Commercial Fishing, Lifestyle

•ALLAN MATHISEN•
Winters in the Desert

XTRATUF | Mar 3, 22

@allan.mathisen
Why one fisherman spends his winters in the desert

Commercial fishing is the epitome of work hard play hard; for half the year I am occupied 24/7, but then I have winters completely to myself.

The seasonal nature of our fisheries is that you need to take the maximum advantage of the abundance when it's there, because you don’t know how many more tides it will keep up for. That also means that as that abundance slows and the boats are all tied up, it's time to move on to the next thing.

It’s a seasonal cadence that every farmer knows well. It’s like letting the earth breathe and giving yourself a chance to recenter as well.

There is a universal grin that crawls across your face, the feeling of the infinite possibility after a bank account with a freshly deposited check, a plane ticket out and a world to explore.

What are you most excited about?

Silence and stillness.

I am most excited to sip coffee by a crackling fire and cloake myself in a cozy silence. It's about as far from boat life as I can think and that’s what makes it a vacation.

A boat is a symphony of a lot of moving parts and systems. They all seem to make noise. There are few things sweeter than the moment the engines are off and the silence fills the vacuum the noise left behind.

No watch to take over, no shafts to grease, no listening to the hum of generators and wondering if that little misfire is a load changing or if all the power is about to go out, no second guessing if your anchor is really holding, if you calculated the scope and the swing to sit perfectly in a snug harbor and not end up high and dry or floating unaware. No hoping the fish are still going to be there from a tide or two before. Trying to decide if you can get away with an oil change in town or if it's going to have to be out on the grounds.
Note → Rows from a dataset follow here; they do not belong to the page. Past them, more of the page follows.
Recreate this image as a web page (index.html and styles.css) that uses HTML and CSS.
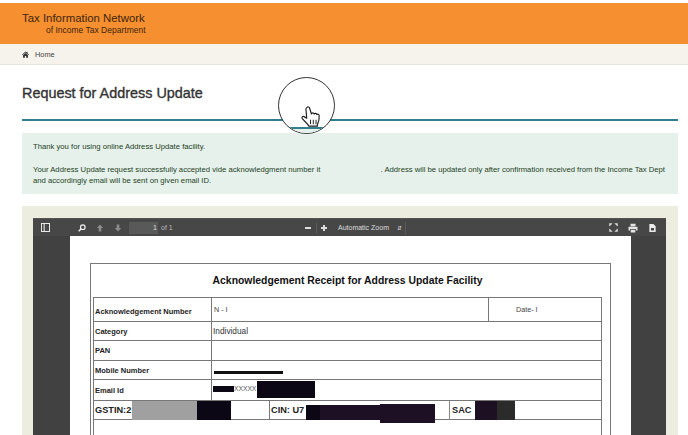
FILE: index.html
```html
<!DOCTYPE html>
<html lang="en">
<head>
<meta charset="utf-8">
<title>Request for Address Update</title>
<link rel="stylesheet" href="styles.css">
</head>
<body>
<header class="brand">
  <div class="brand-name">Tax Information Network</div>
  <div class="brand-sub">of Income Tax Department</div>
</header>
<nav class="crumbs">
  <svg class="home-icon" viewBox="0 0 10 10" width="7" height="7"><path d="M5 .8 0 5.2l.6.7L5 2.1l4.4 3.8.6-.7-2-1.8V1H7.4v1L5 .8zM1.5 6v3.6h2.6V7h1.8v2.6h2.6V6L5 3 1.5 6z" fill="#333"/></svg>
  <span>Home</span>
</nav>
<main class="content">
  <h1 class="title">Request for Address Update</h1>
  <div class="alert">
    <p class="alert-first">Thank you for using online Address Update facility.</p>
    <p class="alert-row"><span>Your Address Update request successfully accepted vide acknowledgment number it</span><span>. Address will be updated only after confirmation received from the Income Tax Dept</span></p>
    <p>and accordingly email will be sent on given email ID.</p>
  </div>
  <section class="panel">
    <div class="viewer">
      <div class="toolbar">
        <div class="tool-left">
          <svg class="tool-icon sidebar-icon" viewBox="0 0 10 10" width="9" height="9"><path d="M.5.5h9v9h-9zM3.5.5v9" fill="none" stroke="#e8e8e8" stroke-width="1.2"/></svg>
          <svg class="tool-icon search-icon" viewBox="0 0 10 10" width="8" height="8"><circle cx="6" cy="4" r="2.9" fill="none" stroke="#eee" stroke-width="1.5"/><path d="M4 6 .9 9.2" stroke="#eee" stroke-width="1.8"/></svg>
          <svg class="tool-icon arrow-icon" viewBox="0 0 10 10" width="8" height="8"><path d="M5 .5 9 5H6.6v4.5H3.4V5H1z" fill="#8c8c8c"/></svg>
          <svg class="tool-icon arrow-icon" viewBox="0 0 10 10" width="8" height="8"><path d="M5 9.5 9 5H6.6V.5H3.4V5H1z" fill="#8c8c8c"/></svg>
          <span class="page-input">1</span>
          <span class="page-of">of 1</span>
        </div>
        <div class="tool-mid">
          <span class="zoom-btn minus"></span>
          <span class="zoom-sep"></span>
          <span class="zoom-btn plus"></span>
          <span class="zoom-select">Automatic Zoom<span class="zoom-caret">&#8693;</span></span>
        </div>
        <div class="tool-right">
          <svg class="tool-icon" viewBox="0 0 10 10" width="9" height="9"><path d="M.5 3.5V.5h3L.5 3.5zM9.5 3.5V.5h-3l3 3zM.5 6.5v3h3l-3-3zM9.5 6.5v3h-3l3-3z" fill="#e0e0e0" stroke="#e0e0e0" stroke-width=".5"/></svg>
          <svg class="tool-icon" viewBox="0 0 10 10" width="10" height="10"><path d="M2.500.8h5v2.400h-5zM.5 3.800h9v3.700H8V6H2v1.500H.5zM2.700 6.800h4.600v2.600H2.700z" fill="#e4e4e4"/></svg>
          <svg class="tool-icon" viewBox="0 0 10 10" width="9" height="10"><path d="M1.500.5h4.500l2.500 2.500v6.500h-7zM3.300 5v2.800h3.400V5z" fill="#ededed" fill-rule="evenodd"/></svg>
        </div>
      </div>
      <div class="viewer-body">
        <article class="sheet">
          <div class="receipt">
            <h2 class="receipt-title">Acknowledgement Receipt for Address Update Facility</h2>
            <div class="grid">
              <div class="row row-ack">
                <div class="cell label">Acknowledgement Number</div>
                <div class="cell value value-mid">N - I</div>
                <div class="cell date">Date- I</div>
              </div>
              <div class="row row-cat">
                <div class="cell label">Category</div>
                <div class="cell value value-wide"><span class="individual">Individual</span></div>
              </div>
              <div class="row row-pan">
                <div class="cell label">PAN</div>
                <div class="cell value value-wide"></div>
              </div>
              <div class="row row-mob">
                <div class="cell label">Mobile Number</div>
                <div class="cell value value-wide"><span class="mobile-bar"></span></div>
              </div>
              <div class="row row-email">
                <div class="cell label">Email Id</div>
                <div class="cell value value-wide email">
                  <span class="mask mask-a"></span><span class="xs">XXXXX</span><span class="mask mask-b"></span>
                </div>
              </div>
              <div class="row row-tax">
                <div class="tax tax-gstin">
                  <b>GSTIN:2</b><span class="mask-g"></span><span class="mask-h"></span>
                </div>
                <div class="tax tax-cin">
                  <b>CIN: U7</b><span class="mask-c"></span><span class="mask-d"></span><span class="mask-e"></span>
                </div>
                <div class="tax tax-sac">
                  <b>SAC</b><span class="mask-s1"></span><span class="mask-s2"></span>
                </div>
              </div>
              <div class="row-rest"></div>
            </div>
          </div>
        </article>
      </div>
    </div>
  </section>
</main>
<div class="lens">
  <span class="lens-line"></span>
  <svg class="hand" viewBox="0 0 24 26" width="22" height="24">
    <path d="M7.500 2.500c1.200-1 2.600-.4 3 .9l2 6.300c.2-1.500 2.500-1.500 3 .1.500-1.200 2.500-1 2.900.5.700-.8 2.400-.3 2.500 1.200.2 3-.3 6-1.500 8.500-.4.900-.5 2-.5 3H9.500c-.3-1.500-1.500-2.500-3-4l-4-4.200c-1-1.200.4-3 2-2.200l2.800 1.700L6.500 4.500c-.2-.8.300-1.500 1-2z" fill="#fff" stroke="#222" stroke-width="1.300" stroke-linejoin="round"/>
    <path d="M11.500 16v5M14.500 16v5M17.500 16v5" stroke="#222" stroke-width="1.100"/>
  </svg>
</div>
</body>
</html>
```

FILE: styles.css
```css
* { box-sizing: border-box; }
html, body { margin: 0; padding: 0; }
body {
  width: 688px;
  height: 435px;
  overflow: hidden;
  position: relative;
  background: #fff;
  font-family: "Liberation Sans", Arial, sans-serif;
  color: #333;
  padding-top: 3px;
}
.brand {
  height: 41px;
  background: #f68f30;
  padding: 9px 0 0 22px;
  color: #40250f;
}
.brand-name { font-size: 11.4px; line-height: 13px; }
.brand-sub { font-size: 8.5px; line-height: 10px; padding-left: 24px; }
.crumbs {
  height: 21px;
  background: #f6f3ec;
  border-bottom: 1px solid #e6e4de;
  display: flex;
  align-items: center;
  padding-left: 22px;
  gap: 6px;
  font-size: 7.4px;
  color: #444;
}
.content { padding: 0 10px 0 22px; }
.title {
  margin: 0;
  height: 56px;
  padding-top: 20px;
  border-bottom: 2px solid #2f7f90;
  font-size: 14.4px;
  line-height: 17px;
  font-weight: 400;
  -webkit-text-stroke: .35px #333;
  color: #333;
}
.alert {
  margin-top: 12px;
  height: 61px;
  background: #e5f1ea;
  padding: 8px 13px 0 11px;
  font-size: 7.7px;
  line-height: 11.5px;
  color: #1f3f25;
}
.alert p { margin: 0; }
.alert-first { margin-bottom: 11px !important; }
.alert-row { display: flex; justify-content: space-between; white-space: nowrap; }
.panel {
  margin-top: 12px;
  height: 229px;
  background: #ecedde;
  padding: 12px 12px 0 11px;
}
.viewer { height: 217px; background: #414141; }
.toolbar {
  height: 18px;
  background: #474747;
  border-top: 1px solid #555;
  display: flex;
  align-items: center;
  position: relative;
  color: #ddd;
  font-size: 7px;
}
.tool-left { display: flex; align-items: center; padding-left: 8px; width: 271px; flex: none; }
.tool-icon { display: block; flex: none; }
.search-icon { margin-left: 28px; }
.arrow-icon { margin-left: 10px; }
.page-input {
  margin-left: 7px;
  width: 29px;
  height: 12px;
  background: #595959;
  text-align: right;
  padding-right: 1px;
  line-height: 12px;
}
.page-of { margin-left: 3px; color: #bbb; }
.tool-mid { display: flex; align-items: center; }
.zoom-btn { display: block; position: relative; width: 8px; height: 8px; }
.minus::before, .plus::before {
  content: "";
  position: absolute;
  left: 1px; right: 1px; top: 3px; height: 2px;
  background: #ddd;
}
.plus::after {
  content: "";
  position: absolute;
  top: 1px; bottom: 1px; left: 3px; width: 2px;
  background: #ddd;
}
.zoom-sep { width: 1px; height: 10px; background: #5c5c5c; margin: 0 3px 0 4px; }
.zoom-select {
  margin-left: 10px;
  display: flex;
  align-items: center;
  white-space: nowrap;
  border-right: 1px solid #5c5c5c;
  height: 12px;
  padding-right: 3px;
}
.zoom-caret { margin-left: 8px; font-size: 6px; }
.tool-right { margin-left: auto; display: flex; align-items: center; gap: 10px; padding-right: 9px; }
.viewer-body { padding-left: 37px; height: 199px; }
.sheet { width: 561px; height: 199px; background: #fff; padding: 27px 20px 0 20px; }
.receipt {
  width: 521px;
  height: 172px;
  border: solid #777;
  border-width: 1px 1px 0 1px;
  padding: 0 8px 0 2px;
}
.receipt-title {
  margin: 0;
  height: 33px;
  padding-top: 10px;
  text-align: center;
  font-size: 10.4px;
  line-height: 14px;
  color: #111;
}
.grid {
  border: solid #777;
  border-width: 1px 1px 0 1px;
  height: 139px;
  display: flex;
  flex-direction: column;
}
.row { display: flex; border-bottom: 1px solid #777; flex: none; }
.row-ack { height: 24px; }
.row-cat { height: 19px; }
.row-pan { height: 20px; }
.row-mob { height: 19px; }
.row-email { height: 21px; }
.row-tax { height: 19px; }
.row-rest { flex: 1; }
.cell { display: flex; align-items: center; }
.label {
  width: 118px;
  flex: none;
  border-right: 1px solid #777;
  padding: 1px 0 0 1px;
  font-size: 7.5px;
  font-weight: 700;
  color: #222;
}
.row-ack .label { padding-top: 3px; }
.row-pan .label { padding-top: 0; padding-bottom: 1px; }
.value { font-size: 7.2px; color: #444; padding-left: 2px; }
.value-mid { width: 277px; flex: none; border-right: 1px solid #777; padding-bottom: 1px; }
.value-wide { flex: 1; }
.date { flex: 1; font-size: 7.2px; color: #444; padding-left: 27px; padding-bottom: 1px; }
.individual { font-size: 8.3px; color: #333; margin-top: 0; margin-left: -1px; }
.mobile-bar { display: block; width: 69px; height: 3px; background: #111; margin-top: 5px; }
.email { padding-left: 1px; align-items: flex-start; }
.email .mask-a { display: block; width: 21px; height: 6px; margin-top: 6px; background: #0b0714; }
.xs { font-size: 6.7px; line-height: 18px; color: #555; width: 23px; overflow: hidden; }
.email .mask-b { display: block; width: 58px; height: 17px; margin-top: 1px; background: #0b0714; }
.tax { display: flex; align-items: flex-start; height: 19px; flex: none; }
.tax b { font-size: 9.2px; line-height: 18px; color: #222; white-space: nowrap; }
.tax-gstin { width: 176px; border-right: 1px solid #777; padding-left: 1px; }
.tax-gstin b { width: 37px; overflow: hidden; }
.mask-g { width: 65px; height: 19px; background: #a0a0a0; flex: none; }
.mask-h { width: 34px; height: 19px; background: #0c0715; flex: none; }
.tax-cin { width: 180px; border-right: 1px solid #888; padding-left: 1px; }
.tax-cin b { width: 35px; overflow: hidden; }
.mask-c { width: 14px; height: 15px; margin-top: 4px; background: #0c0715; flex: none; }
.mask-d { width: 60px; height: 15px; margin-top: 4px; background: #1e1024; flex: none; }
.mask-e { width: 55px; height: 19px; margin-top: 3px; background: #1e1024; flex: none; }
.tax-sac { flex: 1; padding-left: 2px; }
.tax-sac b { width: 23px; }
.mask-s1 { width: 22px; height: 19px; background: #1d1022; flex: none; }
.mask-s2 { width: 18px; height: 19px; background: #2b2b2b; flex: none; }
.lens {
  position: absolute;
  left: 278px;
  top: 77px;
  width: 57px;
  height: 57px;
  border: 1px solid #333;
  border-radius: 50%;
  background: #fff;
  overflow: hidden;
}
.lens-line {
  position: absolute;
  left: 0; right: 0;
  top: 49px;
  height: 2px;
  background: #2f7f90;
}
.lens-line::after {
  content: "";
  position: absolute;
  left: 0; right: 0; top: 2px;
  height: 8px;
  background: #e5f1ea;
}
.hand { position: absolute; left: 21px; top: 27px; }
```
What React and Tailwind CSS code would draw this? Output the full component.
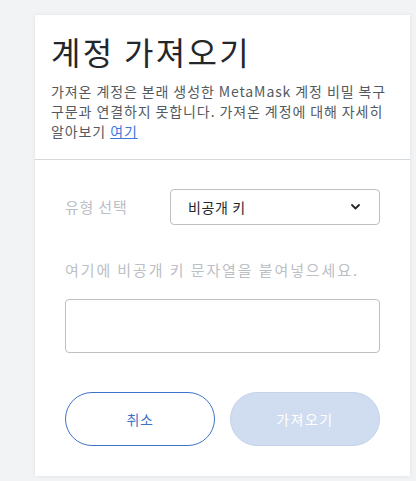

There is a level of unease that never leaves you while aboard the boat where you are both actively and subconsciously listening for any deviations that might be the first signs of something going wrong. You are trying to juggle 60 things at once and if you neglect any of them it could be disastrous. There's a baseline level of worry that doesn’t go away, until you are away.

What are you doing during the off-season?

I’ve always had a propensity for long road trips. In the off season, my fiance and I like to visit national parks, spread out a tent on public land, get in 50 days of skiing, and wear down our car tires across America.

I joke that when I turn the engine off at the end of each season, I essentially trade one confined space (my boat) for another (my car). While the scenery changes (more desert, less rainforest), some things stay the same, including little rituals like sipping morning coffee.

By far my favorite destination over the years that I keep coming back to is Alabama Hills in the East Sierra’s. The temperature is perfect in the wintertime if a little cold at night and there’s plenty of opportunity to get lost among the rocks or just watch the light across mount Whitney.

Coming from a rainforest filled with mushy peat moss bogs, I'm always excited when we can camp on solid ground for a change.

Same ritual, different location. Wake up early, roll out of my sleeping bag, slip on my Xtratufs, get the coffee going and take in the first light of morning.